== MATERIALS PROVIDED ==
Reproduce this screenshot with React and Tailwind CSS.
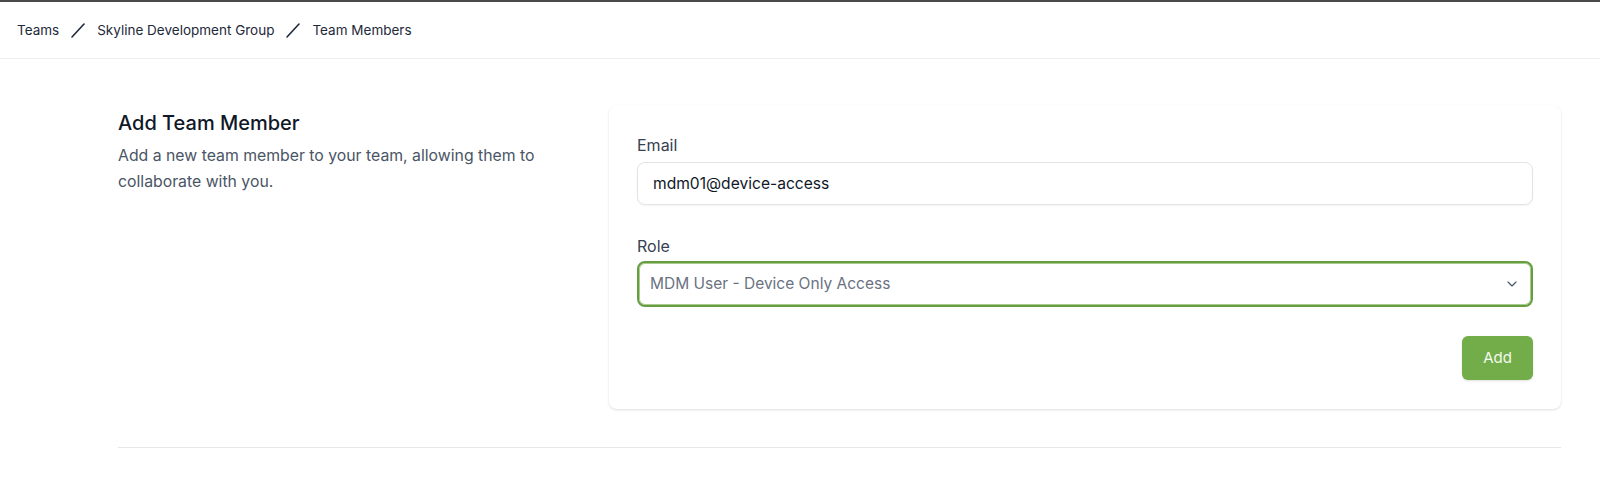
import React from 'react';
import { ChevronDown } from 'lucide-react';

const font = { fontFamily: 'Inter, "Noto Sans", sans-serif' };

function Slash() {
  return (
    <svg width="20" height="20" viewBox="0 0 20 20" className="text-gray-800">
      <path d="M4 17 L16 4" stroke="currentColor" strokeWidth="1.6" strokeLinecap="round" />
    </svg>
  );
}

export default function App() {
  return (
    <div className="min-h-screen bg-white text-gray-900" style={font}>
      {/* top bar edge */}
      <div className="h-[2px] bg-[#4a4a4a]" />

      {/* Breadcrumbs */}
      <header className="h-[57px] border-b border-[#eeeeee] flex items-center pl-[17px]">
        <nav className="flex items-center gap-[9px] text-[13.5px] text-gray-800">
          <span>Teams</span>
          <Slash />
          <span>Skyline Development Group</span>
          <Slash />
          <span>Team Members</span>
        </nav>
      </header>

      <main className="pl-[118px] pr-[39px] pt-[47px]">
        <div className="grid grid-cols-3 gap-[30px]">
          {/* Section title */}
          <div className="pt-[3px]">
            <h3 className="text-[20px] font-medium text-gray-900 leading-7">Add Team Member</h3>
            <p className="mt-[6px] text-[15.8px] leading-[25.5px] text-gray-600 pr-6">
              Add a new team member to your team, allowing them to collaborate with you.
            </p>
          </div>

          {/* Form card */}
          <div className="col-span-2 bg-white rounded-lg shadow-[0_1px_3px_rgba(0,0,0,0.10),0_1px_2px_rgba(0,0,0,0.04)] px-7 pt-[29px] pb-[29px]">
            <div className="flex flex-col">
              <label className="text-[16px] text-gray-700 leading-5">Email</label>
              <input
                readOnly
                value="mdm01@device-access"
                className="mt-[7px] h-[43px] w-full rounded-lg border border-[#e2e4e8] bg-white px-[15px] text-[15.6px] text-gray-900 shadow-[0_1px_2px_rgba(0,0,0,0.05)] outline-none"
              />
            </div>

            <div className="flex flex-col mt-[31px]">
              <label className="text-[16px] text-gray-700 leading-5">Role</label>
              <div className="mt-[5px] h-[46px] w-full rounded-lg border-2 border-[#679c42] ring-1 ring-inset ring-[#a7cc8c] bg-white px-[11px] flex items-center justify-between">
                <span className="text-[15.5px] text-gray-500">MDM User - Device Only Access</span>
                <ChevronDown size={16} strokeWidth={1.75} className="text-gray-600" />
              </div>
            </div>

            <div className="flex justify-end mt-[29px]">
              <button className="h-[44px] w-[71px] rounded-md bg-[#73ad4a] text-[15px] text-[#f3f9ee] shadow-sm">
                Add
              </button>
            </div>
          </div>
        </div>

        <div className="mt-[38px] border-t border-[#e5e7eb]" />
      </main>
    </div>
  );
}
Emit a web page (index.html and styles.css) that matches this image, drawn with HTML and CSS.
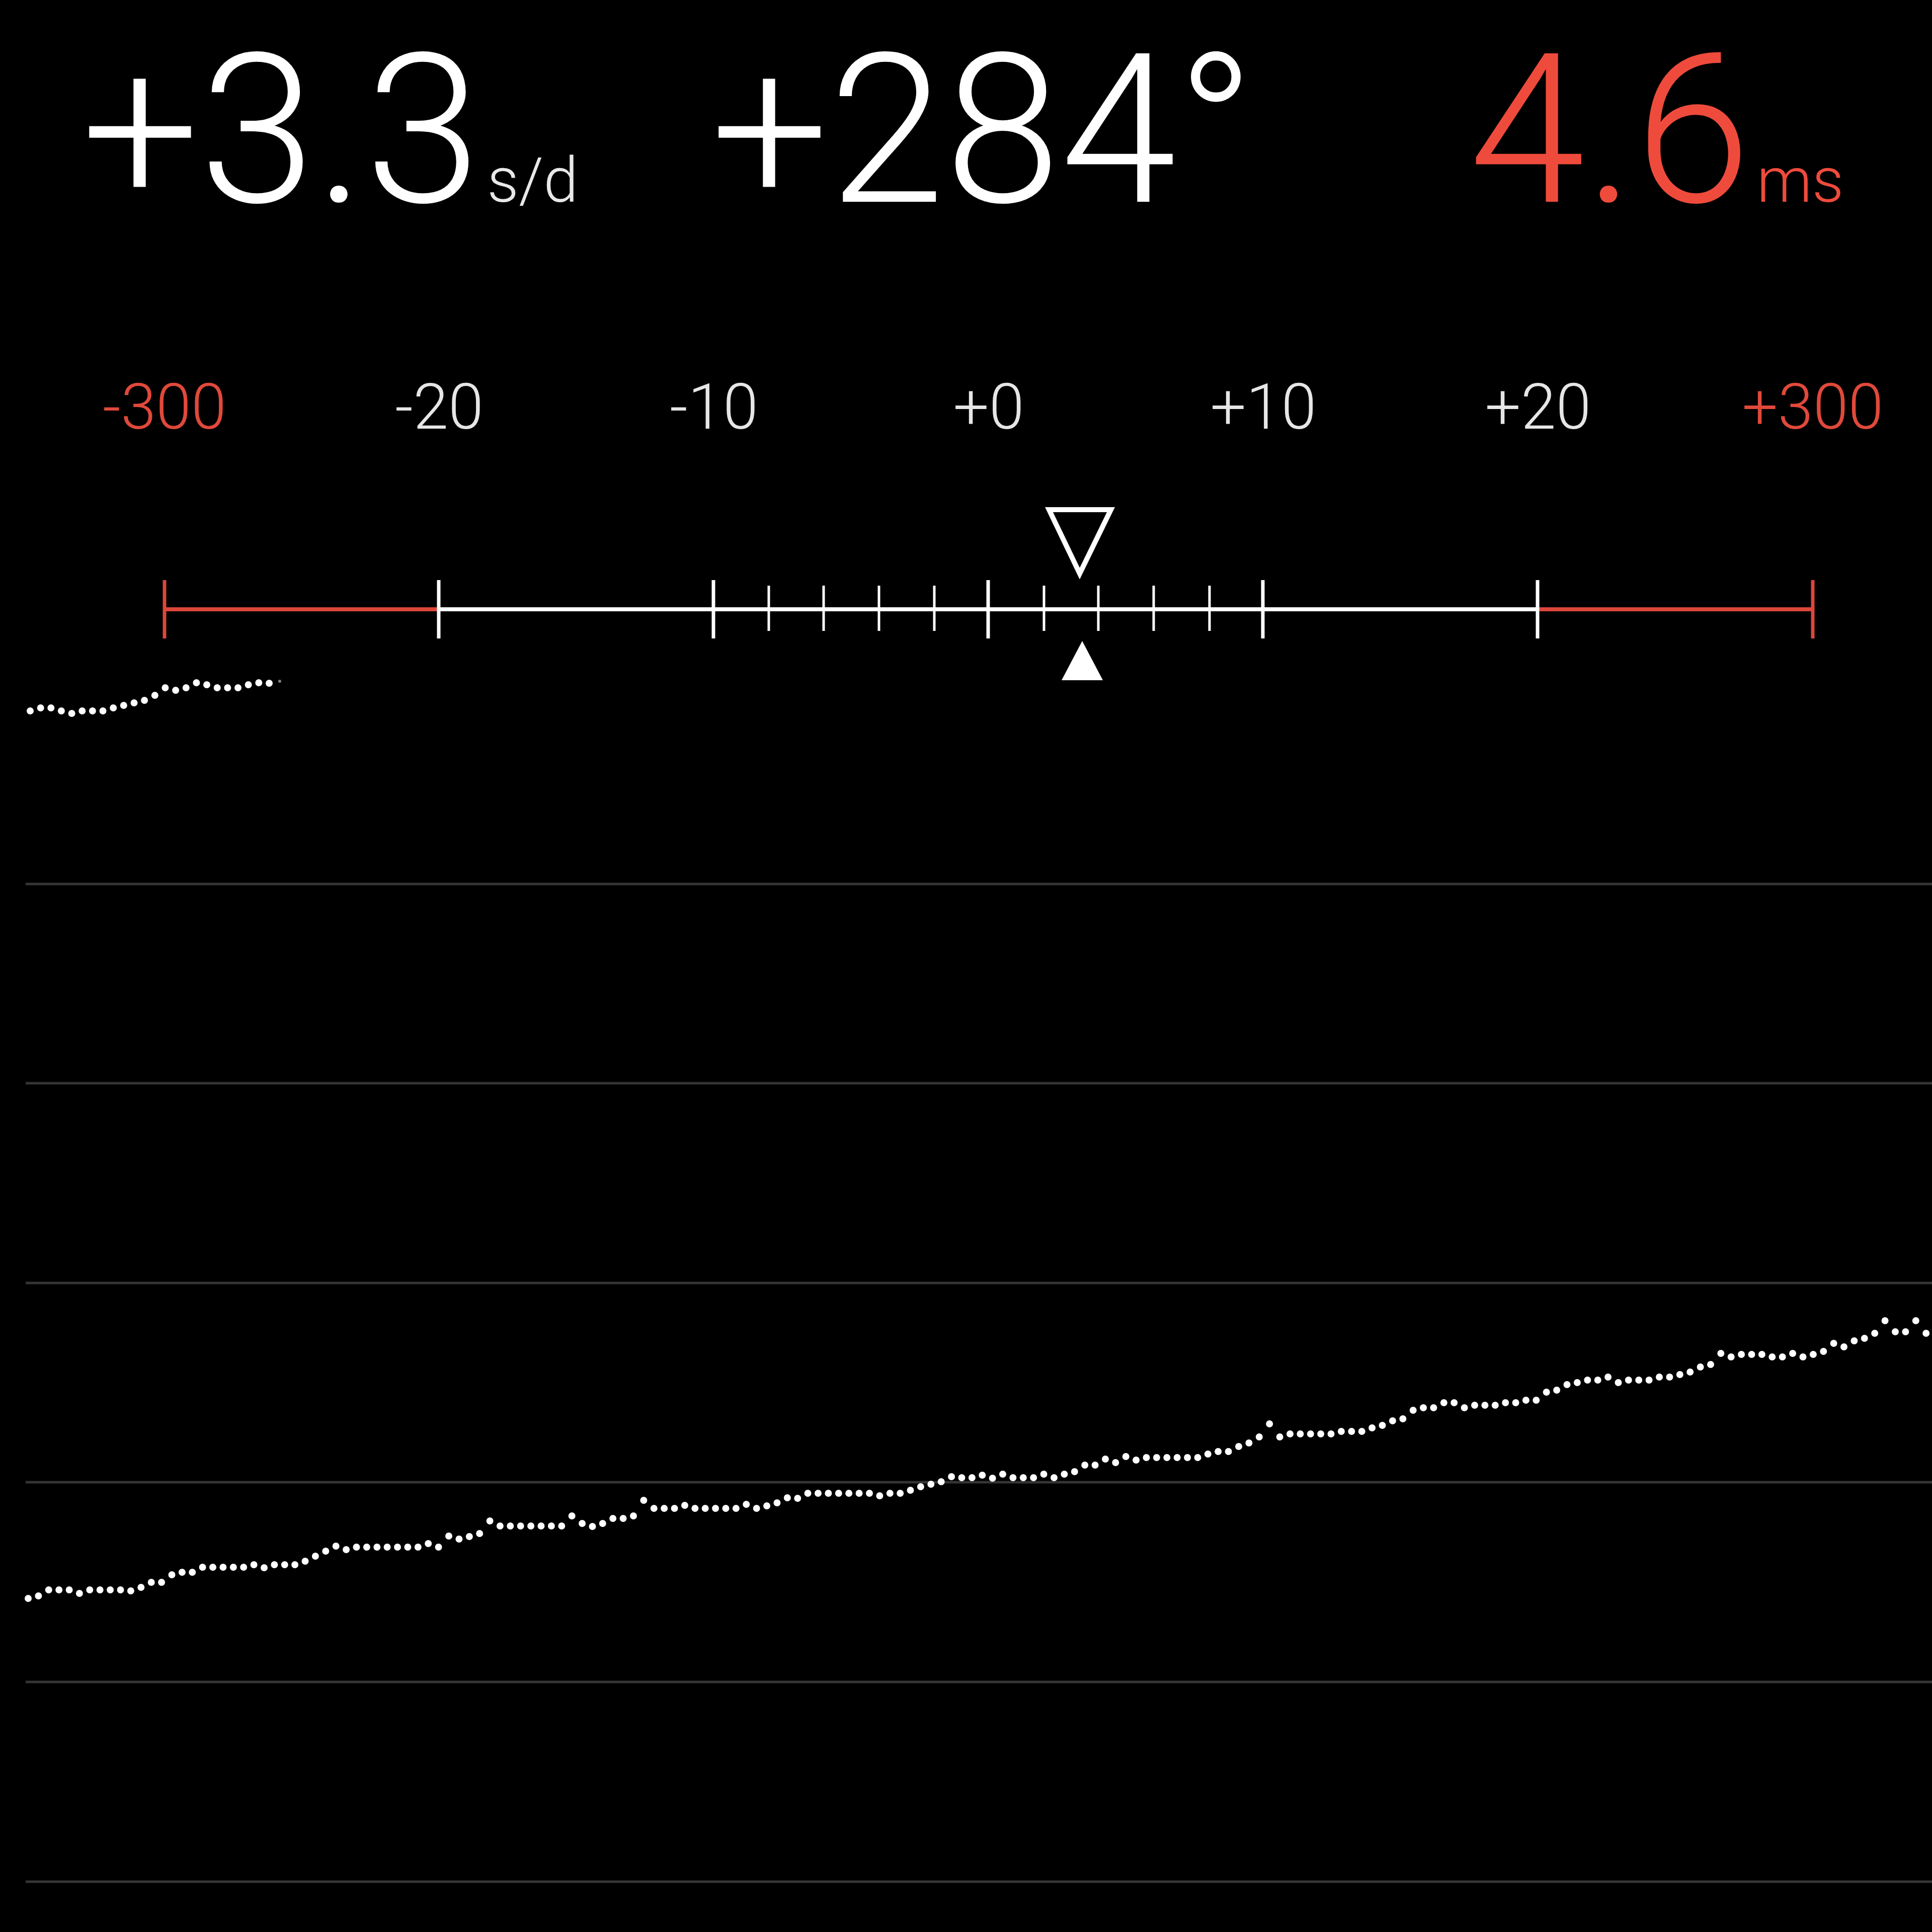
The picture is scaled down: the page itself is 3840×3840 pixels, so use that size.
FILE: index.html
```html
<!DOCTYPE html>
<html lang="en">
<head>
    <meta charset="UTF-8">
    <title>Timegrapher</title>
    <link rel="stylesheet" href="styles.css">
</head>
<body>
<div class="readouts">
    <div class="reading rate"><span class="value">+3.3</span><span class="unit">s/d</span></div>
    <div class="reading amplitude"><span class="value">+284°</span></div>
    <div class="reading beat warn"><span class="value">4.6</span><span class="unit">ms</span></div>
</div>
<div class="scale-labels">
    <span class="warn">-300</span>
    <span>-20</span>
    <span>-10</span>
    <span>+0</span>
    <span>+10</span>
    <span>+20</span>
    <span class="warn">+300</span>
</div>
<svg class="ruler" width="3840" height="380" viewBox="0 980 3840 380">
    <line class="bar warn" x1="327" y1="1211" x2="872" y2="1211"/>
    <line class="bar" x1="872" y1="1211" x2="3056" y2="1211"/>
    <line class="bar warn" x1="3056" y1="1211" x2="3603" y2="1211"/>
    <!-- major ticks -->
    <line class="tick warn" x1="327" y1="1153" x2="327" y2="1269"/>
    <line class="tick" x1="872" y1="1153" x2="872" y2="1269"/>
    <line class="tick" x1="1418" y1="1153" x2="1418" y2="1269"/>
    <line class="tick" x1="1964" y1="1153" x2="1964" y2="1269"/>
    <line class="tick" x1="2510" y1="1153" x2="2510" y2="1269"/>
    <line class="tick" x1="3056" y1="1153" x2="3056" y2="1269"/>
    <line class="tick warn" x1="3603" y1="1153" x2="3603" y2="1269"/>
    <!-- minor ticks -->
    <line class="minor" x1="1528" y1="1164" x2="1528" y2="1254"/>
    <line class="minor" x1="1637" y1="1164" x2="1637" y2="1254"/>
    <line class="minor" x1="1747" y1="1164" x2="1747" y2="1254"/>
    <line class="minor" x1="1857" y1="1164" x2="1857" y2="1254"/>
    <line class="minor" x1="2075" y1="1164" x2="2075" y2="1254"/>
    <line class="minor" x1="2183" y1="1164" x2="2183" y2="1254"/>
    <line class="minor" x1="2293" y1="1164" x2="2293" y2="1254"/>
    <line class="minor" x1="2404" y1="1164" x2="2404" y2="1254"/>
    <!-- markers -->
    <polygon class="marker-avg" points="2085,1013 2208,1013 2146,1140"/>
    <polygon class="marker-now" points="2110,1352 2192,1352 2151,1274"/>
</svg>
<svg class="chart" width="3840" height="2480" viewBox="0 1360 3840 2480">
    <g class="grid">
        <line x1="51" y1="1757" x2="3840" y2="1757"/>
        <line x1="51" y1="2153" x2="3840" y2="2153"/>
        <line x1="51" y1="2550" x2="3840" y2="2550"/>
        <line x1="51" y1="2946" x2="3840" y2="2946"/>
        <line x1="51" y1="3343" x2="3840" y2="3343"/>
        <line x1="51" y1="3740" x2="3840" y2="3740"/>
    </g>
    <g class="dots" id="dots"></g>
</svg>
<script>
    var oDots = document.getElementById('dots');
    var ns = 'http://www.w3.org/2000/svg';

    // older trace, top left
    var trace1 = [1413,1407,1407,1413,1418,1413,1413,1413,1407,1402,1397,1392,1382,1367,1372,1367,1357,1361,1367,1367,1367,1361,1357,1358];
    // current trace
    var trace2 = [3177,3172,3160,3160,3160,3167,3160,3160,3160,3160,3162,3155,3145,3145,3130,3125,3125,3115,3115,3115,
        3115,3115,3110,3116,3110,3110,3110,3103,3093,3083,3073,3080,3075,3075,3075,3075,3075,3075,3075,3068,
        3075,3053,3059,3054,3048,3023,3033,3033,3033,3033,3033,3033,3033,3013,3028,3034,3028,3018,3018,3013,
        2982,2998,2998,2998,2992,2998,2998,2998,2998,2998,2990,2998,2993,2987,2977,2978,2968,2968,2968,2968,
        2968,2968,2968,2973,2968,2968,2962,2955,2950,2945,2935,2937,2937,2932,2938,2930,2937,2937,2937,2930,
        2937,2930,2925,2912,2912,2900,2907,2895,2902,2897,2897,2897,2897,2897,2897,2890,2885,2885,2875,2868,
        2856,2830,2856,2850,2850,2850,2850,2850,2845,2845,2845,2838,2833,2824,2820,2803,2798,2798,2788,2788,
        2798,2793,2793,2793,2788,2788,2783,2783,2767,2763,2752,2748,2743,2743,2737,2748,2743,2743,2743,2737,
        2737,2732,2727,2717,2712,2690,2697,2692,2692,2692,2697,2697,2690,2697,2692,2686,2670,2677,2665,2660,
        2650,2625,2647,2647,2625,2650];

    function drawTrace(data, x0, step) {
        for (var i = 0; i < data.length; i++) {
            var c = document.createElementNS(ns, 'circle');
            c.setAttribute('cx', (x0 + i * step).toFixed(1));
            c.setAttribute('cy', data[i]);
            c.setAttribute('r', 7);
            oDots.appendChild(c);
        }
    }
    drawTrace(trace1, 60, 20.65);
    drawTrace(trace2, 56, 20.39);

    // fading last point of the old trace
    var tail = document.createElementNS(ns, 'circle');
    tail.setAttribute('cx', 556);
    tail.setAttribute('cy', 1354);
    tail.setAttribute('r', 3);
    tail.setAttribute('class', 'tail');
    oDots.appendChild(tail);
</script>
</body>
</html>
```
FILE: styles.css
```css
*{
    padding: 0;
    margin: 0;
}
body{
    width: 3840px;
    height: 3840px;
    overflow: hidden;
    background: #000;
    color: #fff;
    font-family: Roboto, "Helvetica Neue", "Liberation Sans", sans-serif;
    font-weight: 300;
}
.readouts{
    display: grid;
    grid-template-columns: 1251px 1507px auto;
    align-items: baseline;
    padding: 52px 0 0 162px;
    height: 410px;
}
.reading{
    display: flex;
    align-items: baseline;
    line-height: 1;
    height: 410px;
}
.reading .value{
    font-size: 415px;
}
.reading .unit{
    font-size: 124px;
    margin-left: 12px;
    color: #e8e8e8;
}
.warn{
    color: #ef4b3c;
}
.reading.warn .unit{
    color: #ef4b3c;
}
.scale-labels{
    display: grid;
    grid-template-columns: repeat(7, 546px);
    margin-top: 284px;
    padding-left: 54px;
    font-size: 126px;
    line-height: 1;
    text-align: center;
    color: #e6e6e6;
}
.scale-labels .warn{
    color: #e0493b;
}
.ruler{
    display: block;
    margin-top: 108px;
    overflow: visible;
}
.ruler line{
    stroke: #fff;
}
.ruler .bar{
    stroke-width: 8;
}
.ruler .tick{
    stroke-width: 7;
}
.ruler .minor{
    stroke-width: 5;
}
.ruler .warn{
    stroke: #dc473a;
}
.marker-avg{
    fill: none;
    stroke: #fff;
    stroke-width: 10;
}
.marker-now{
    fill: #fff;
}
.chart{
    display: block;
    overflow: visible;
}
.grid line{
    stroke: #353535;
    stroke-width: 5;
}
.dots circle{
    fill: #fff;
}
.dots .tail{
    opacity: 0.5;
}
```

== AIM ==
Pull out all lines of the data with the string "that".

== COMPLETED TASK ==
Emit a web page (index.html and styles.css) that matches this image, drawn with HTML and CSS.
The picture is scaled down: the page itself is 3840×3840 pixels, so use that size.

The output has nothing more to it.